This episode features Martin Love, CEO and Jessica Osborne-Stafsnes, Program Manager at the North Coast Health Improvement and Information Network (NCHIIN) – a non-profit health information exchange in Humboldt County, CA. NCHIIN focuses on exchanging information across multiple sectors – including social care, medical care, behavioral health, criminal justice, education and more – to support care coordination and improve health. As an awardee of DASH CIC-START, NCHIIN worked with partners to add new organizations, sectors, and data streams to ACT.md, their care coordination and alerts notification system. They provided insights about engaging partners to incorporate the system into their workflows to provide more holistic care for patients, especially those with complex health and social needs.

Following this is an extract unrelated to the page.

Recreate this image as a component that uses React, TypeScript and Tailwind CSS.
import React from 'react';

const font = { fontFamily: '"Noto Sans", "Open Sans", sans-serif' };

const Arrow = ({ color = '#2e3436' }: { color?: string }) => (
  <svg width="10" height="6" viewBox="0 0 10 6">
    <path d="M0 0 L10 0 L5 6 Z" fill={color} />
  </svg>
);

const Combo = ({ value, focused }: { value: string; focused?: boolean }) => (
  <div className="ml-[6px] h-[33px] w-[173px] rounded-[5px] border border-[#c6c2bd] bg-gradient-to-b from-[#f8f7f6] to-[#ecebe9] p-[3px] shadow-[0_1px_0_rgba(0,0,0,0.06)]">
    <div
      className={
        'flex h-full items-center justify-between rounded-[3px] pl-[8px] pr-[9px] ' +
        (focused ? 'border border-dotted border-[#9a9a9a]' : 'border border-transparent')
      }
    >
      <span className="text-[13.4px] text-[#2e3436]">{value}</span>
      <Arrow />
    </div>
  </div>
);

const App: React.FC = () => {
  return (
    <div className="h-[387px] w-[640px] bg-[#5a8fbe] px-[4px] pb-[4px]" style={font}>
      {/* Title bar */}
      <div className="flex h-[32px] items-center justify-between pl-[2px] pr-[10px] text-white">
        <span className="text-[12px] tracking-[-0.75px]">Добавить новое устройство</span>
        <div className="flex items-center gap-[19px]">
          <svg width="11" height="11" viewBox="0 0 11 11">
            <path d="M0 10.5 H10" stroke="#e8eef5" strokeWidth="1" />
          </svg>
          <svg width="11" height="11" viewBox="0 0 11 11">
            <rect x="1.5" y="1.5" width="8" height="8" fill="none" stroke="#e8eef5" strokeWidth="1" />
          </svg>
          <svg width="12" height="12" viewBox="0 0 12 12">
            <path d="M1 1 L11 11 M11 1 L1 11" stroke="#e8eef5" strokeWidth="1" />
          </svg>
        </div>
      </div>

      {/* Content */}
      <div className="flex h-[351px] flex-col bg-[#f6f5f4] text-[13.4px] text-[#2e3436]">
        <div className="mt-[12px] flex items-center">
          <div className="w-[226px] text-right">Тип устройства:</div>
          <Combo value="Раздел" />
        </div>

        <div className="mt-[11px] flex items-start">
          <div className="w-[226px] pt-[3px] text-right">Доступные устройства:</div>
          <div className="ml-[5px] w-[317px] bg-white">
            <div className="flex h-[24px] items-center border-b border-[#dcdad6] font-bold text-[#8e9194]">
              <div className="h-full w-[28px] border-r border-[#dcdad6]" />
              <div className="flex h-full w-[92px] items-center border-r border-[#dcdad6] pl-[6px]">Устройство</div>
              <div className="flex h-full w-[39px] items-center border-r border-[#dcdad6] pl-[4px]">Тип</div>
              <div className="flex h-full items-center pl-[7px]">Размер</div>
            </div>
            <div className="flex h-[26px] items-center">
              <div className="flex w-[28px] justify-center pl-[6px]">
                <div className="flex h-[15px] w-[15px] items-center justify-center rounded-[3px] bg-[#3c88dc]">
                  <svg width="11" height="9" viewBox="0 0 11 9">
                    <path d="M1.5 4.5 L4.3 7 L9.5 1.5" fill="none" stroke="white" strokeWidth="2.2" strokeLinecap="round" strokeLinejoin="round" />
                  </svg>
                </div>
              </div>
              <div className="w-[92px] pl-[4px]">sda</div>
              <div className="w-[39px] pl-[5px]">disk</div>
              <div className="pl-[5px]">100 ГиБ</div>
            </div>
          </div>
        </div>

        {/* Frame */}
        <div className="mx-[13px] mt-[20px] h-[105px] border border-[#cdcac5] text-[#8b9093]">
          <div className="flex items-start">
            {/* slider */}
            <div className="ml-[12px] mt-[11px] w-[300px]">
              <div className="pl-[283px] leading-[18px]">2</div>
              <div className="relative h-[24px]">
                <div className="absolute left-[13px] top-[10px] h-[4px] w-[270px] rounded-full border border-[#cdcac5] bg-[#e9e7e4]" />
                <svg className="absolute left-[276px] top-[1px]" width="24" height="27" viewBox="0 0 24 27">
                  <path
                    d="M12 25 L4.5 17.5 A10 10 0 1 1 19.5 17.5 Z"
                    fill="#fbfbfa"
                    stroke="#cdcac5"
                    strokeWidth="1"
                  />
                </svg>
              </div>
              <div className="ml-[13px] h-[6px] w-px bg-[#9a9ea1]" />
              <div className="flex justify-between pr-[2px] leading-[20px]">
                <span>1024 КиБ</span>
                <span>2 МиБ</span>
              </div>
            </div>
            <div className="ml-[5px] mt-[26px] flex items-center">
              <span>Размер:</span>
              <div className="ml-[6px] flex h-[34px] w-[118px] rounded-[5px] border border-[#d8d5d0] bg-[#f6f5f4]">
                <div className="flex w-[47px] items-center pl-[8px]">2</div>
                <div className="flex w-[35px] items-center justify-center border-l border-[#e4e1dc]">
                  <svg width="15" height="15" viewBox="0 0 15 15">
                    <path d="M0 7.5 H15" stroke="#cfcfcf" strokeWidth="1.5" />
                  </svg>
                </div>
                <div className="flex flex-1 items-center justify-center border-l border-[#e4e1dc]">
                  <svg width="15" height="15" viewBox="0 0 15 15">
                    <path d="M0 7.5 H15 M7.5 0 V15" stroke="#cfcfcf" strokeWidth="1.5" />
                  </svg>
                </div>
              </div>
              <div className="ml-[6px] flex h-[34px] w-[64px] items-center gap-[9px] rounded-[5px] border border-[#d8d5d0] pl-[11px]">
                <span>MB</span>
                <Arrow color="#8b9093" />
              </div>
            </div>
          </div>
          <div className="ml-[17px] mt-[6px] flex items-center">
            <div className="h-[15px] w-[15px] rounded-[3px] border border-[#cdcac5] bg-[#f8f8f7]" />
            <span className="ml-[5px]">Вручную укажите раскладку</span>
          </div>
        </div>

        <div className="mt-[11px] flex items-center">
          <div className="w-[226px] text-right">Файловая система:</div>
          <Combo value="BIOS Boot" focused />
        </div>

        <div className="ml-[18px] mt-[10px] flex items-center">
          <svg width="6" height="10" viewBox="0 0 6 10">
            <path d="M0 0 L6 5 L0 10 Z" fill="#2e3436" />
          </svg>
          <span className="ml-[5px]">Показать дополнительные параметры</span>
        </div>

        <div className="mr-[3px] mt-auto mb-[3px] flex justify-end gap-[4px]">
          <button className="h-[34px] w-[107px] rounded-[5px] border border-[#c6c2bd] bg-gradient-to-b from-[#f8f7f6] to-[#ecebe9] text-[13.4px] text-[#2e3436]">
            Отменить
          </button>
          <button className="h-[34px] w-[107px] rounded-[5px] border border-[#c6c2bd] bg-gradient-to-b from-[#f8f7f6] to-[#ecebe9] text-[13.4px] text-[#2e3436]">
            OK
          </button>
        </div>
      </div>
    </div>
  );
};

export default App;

- Learn more about NCHIIN and connect with their team on the All In online community
- Download the Care Coordination Platform Onboarding Document they developed as part of their DASH CIC-START project
- Read more about their Community Health Peer Learning Program (CHP) project and learn how they developed a collaborative consent process in this CHP bright spot
This podcast is also available on iTunes, Stitcher, and TuneIn.
Takeaways from the Interview
In the words of Martin Love and Jessica Osborne-Stafsnes…

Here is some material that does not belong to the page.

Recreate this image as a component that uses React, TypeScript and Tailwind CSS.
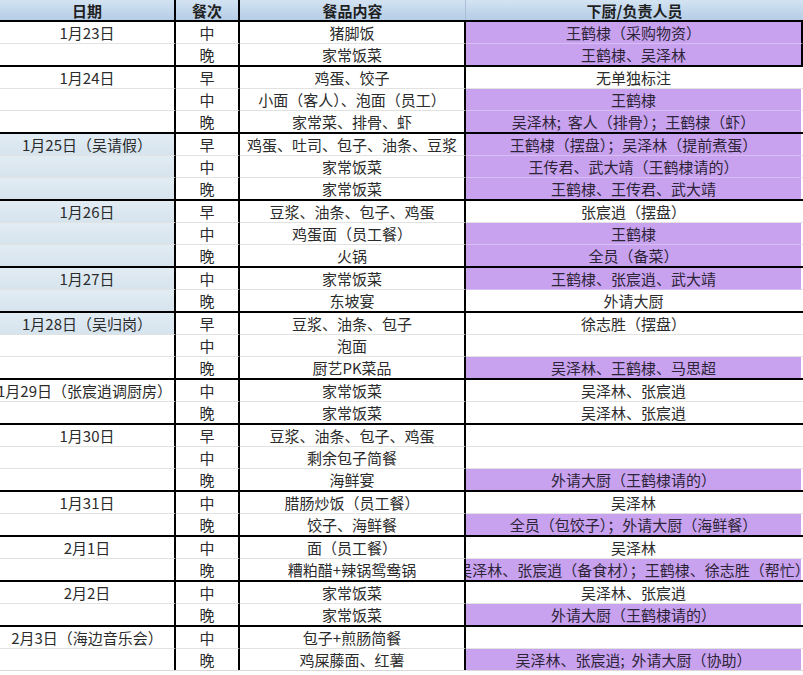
import React from 'react';

// 行：餐次、餐品内容、负责人员、是否紫色高亮
type Row = [string, string, string, boolean];

interface Group {
  date: string;
  blue?: number; // 日期列前几行是浅蓝底
  rows: Row[];
  edge?: boolean;
  dateClass?: string;
}

const P = true;
const W = false;

const groups: Group[] = [
  {
    date: '1月23日',
    edge: true,
    rows: [
      ['中', '猪脚饭', '王鹤棣（采购物资）', P],
      ['晚', '家常饭菜', '王鹤棣、吴泽林', P],
    ],
  },
  {
    date: '1月24日',
    rows: [
      ['早', '鸡蛋、饺子', '无单独标注', W],
      ['中', '小面（客人）、泡面（员工）', '王鹤棣', P],
      ['晚', '家常菜、排骨、虾', '吴泽林;  客人（排骨）；王鹤棣（虾）', P],
    ],
  },
  {
    date: '1月25日（吴请假）',
    blue: 3,
    rows: [
      ['早', '鸡蛋、吐司、包子、油条、豆浆', '王鹤棣（摆盘）；吴泽林（提前煮蛋）', P],
      ['中', '家常饭菜', '王传君、武大靖（王鹤棣请的）', P],
      ['晚', '家常饭菜', '王鹤棣、王传君、武大靖', P],
    ],
  },
  {
    date: '1月26日',
    blue: 3,
    rows: [
      ['早', '豆浆、油条、包子、鸡蛋', '张宸逍（摆盘）', W],
      ['中', '鸡蛋面（员工餐）', '王鹤棣', P],
      ['晚', '火锅', '全员（备菜）', P],
    ],
  },
  {
    date: '1月27日',
    blue: 2,
    rows: [
      ['中', '家常饭菜', '王鹤棣、张宸逍、武大靖', P],
      ['晚', '东坡宴', '外请大厨', W],
    ],
  },
  {
    date: '1月28日（吴归岗）',
    blue: 1,
    rows: [
      ['早', '豆浆、油条、包子', '徐志胜（摆盘）', W],
      ['中', '泡面', '', W],
      ['晚', '厨艺PK菜品', '吴泽林、王鹤棣、马思超', P],
    ],
  },
  {
    date: '1月29日（张宸逍调厨房）',
    dateClass: 'pr-[5px]',
    rows: [
      ['中', '家常饭菜', '吴泽林、张宸逍', W],
      ['晚', '家常饭菜', '吴泽林、张宸逍', W],
    ],
  },
  {
    date: '1月30日',
    rows: [
      ['早', '豆浆、油条、包子、鸡蛋', '', W],
      ['中', '剩余包子简餐', '', W],
      ['晚', '海鲜宴', '外请大厨（王鹤棣请的）', P],
    ],
  },
  {
    date: '1月31日',
    rows: [
      ['中', '腊肠炒饭（员工餐）', '吴泽林', W],
      ['晚', '饺子、海鲜餐', '全员（包饺子）；外请大厨（海鲜餐）', P],
    ],
  },
  {
    date: '2月1日',
    rows: [
      ['中', '面（员工餐）', '吴泽林', W],
      ['晚', '糟粕醋+辣锅鸳鸯锅', '吴泽林、张宸逍（备食材）；王鹤棣、徐志胜（帮忙）', P],
    ],
  },
  {
    date: '2月2日',
    rows: [
      ['中', '家常饭菜', '吴泽林、张宸逍', W],
      ['晚', '家常饭菜', '外请大厨（王鹤棣请的）', P],
    ],
  },
  {
    date: '2月3日（海边音乐会）',
    rows: [
      ['中', '包子+煎肠简餐', '', W],
      ['晚', '鸡屎藤面、红薯', '吴泽林、张宸逍;  外请大厨（协助）', P],
    ],
  },
];

const cell = 'flex items-center justify-center whitespace-pre overflow-hidden h-full';

export default function App() {
  return (
    <div className="w-[803px] h-[675px] overflow-hidden bg-white text-[15px] leading-[21px] text-[#2b2b2b] font-['Noto_Sans_CJK_SC','Noto_Sans',sans-serif]">
      {/* 表头 */}
      <div className="flex h-[22px] border-b-2 border-black bg-linear-to-b from-[#d3e3f2] to-[#b5cde6] font-bold text-[#1f1f1f]">
        <div className={`${cell} w-[176px] border-r-2 border-black`}>日期</div>
        <div className={`${cell} w-[64px] border-r-2 border-black`}>餐次</div>
        <div className={`${cell} w-[226px] border-r border-[#a9bfd8]`}>餐品内容</div>
        <div className={`${cell} flex-1`}>下厨/负责人员</div>
      </div>

      {groups.map((g, gi) => {
        const lastGroup = gi === groups.length - 1;
        return (
          <div key={g.date}>
            {g.rows.map((r, i) => {
              const last = i === g.rows.length - 1;
              const blue = i < (g.blue ?? 0);
              const inner = last ? '' : 'border-b border-[#e2e2e2]';
              const rowCls = last
                ? lastGroup
                  ? 'h-[22px] border-b border-[#d8d8d8]'
                  : 'h-[23px] border-b-2 border-black'
                : 'h-[22px]';
              return (
                <div key={i} className={`flex ${rowCls}`}>
                  <div
                    className={`${cell} w-[176px] border-r-2 border-r-black ${inner} ${
                      blue ? 'bg-linear-to-b from-[#e2ecf3] to-[#d6e4ee]' : 'bg-white'
                    } ${i === 0 ? g.dateClass ?? '' : ''}`}
                  >
                    {i === 0 ? g.date : ''}
                  </div>
                  <div className={`${cell} w-[64px] border-r-2 border-r-black ${inner}`}>{r[0]}</div>
                  <div className={`${cell} w-[226px] border-r-2 border-r-black ${inner}`}>{r[1]}</div>
                  <div
                    className={`${cell} ${g.edge ? 'w-[337px] border-r-2 border-r-black' : 'w-[335px]'} ${
                      r[3]
                        ? `bg-[#c8a2ef] text-[#2d2438] ${last ? '' : 'border-b border-[#d7bff4]'}`
                        : `bg-white ${inner}`
                    }`}
                  >
                    {r[2]}
                  </div>
                  <div className={`flex-1 h-full ${inner}`} />
                </div>
              );
            })}
          </div>
        );
      })}
    </div>
  );
}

1. Take time to understand the unique needs of partners from other sectors
“We had some naive views of how this would work. We thought it would be a lot like exchanging data from one health care provider to another health care provider. In truth, the county human services/social services environment was not at all like the medical care environment. So we had to understand that and then co-design, with the county, what the platform would look like and how they would use it.”
– Martin Love
2. Trust is an essential foundation for initiating a data sharing relationship
“One of the things we’ve reflected a lot about over the course of this work, whether we’re wearing our HIE hat or our community health improvement hat, is how essential trust is and how it’s an underlying foundational element of this work. When we approached partners, because there was a trusting relationship built, they were willing to explore the opportunity with us and see what could emerge.”

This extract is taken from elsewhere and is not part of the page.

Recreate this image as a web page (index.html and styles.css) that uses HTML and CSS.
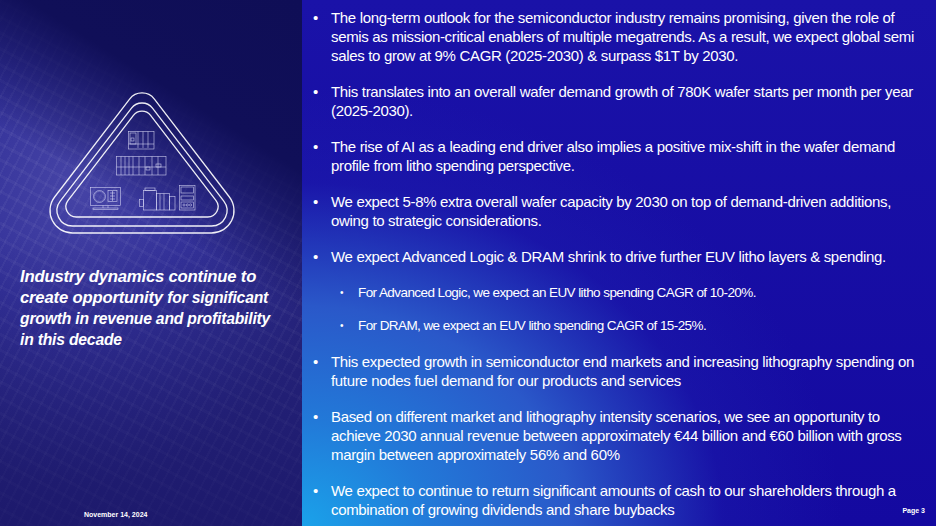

– Jessica Osborne-Stafsnes
3. Technology will not be adopted without an effective value case
“We’re pretty much convinced that it’s about relationships. We don’t want to suggest that all of this is easy IT-wise, but generally the IT part can be done and the relationship part takes more time. Another principle that seems to be true across our projects is it’s all about use case and workflow. No matter how sophisticated the technology, unless there’s value in what we’re providing, it will not be adopted.”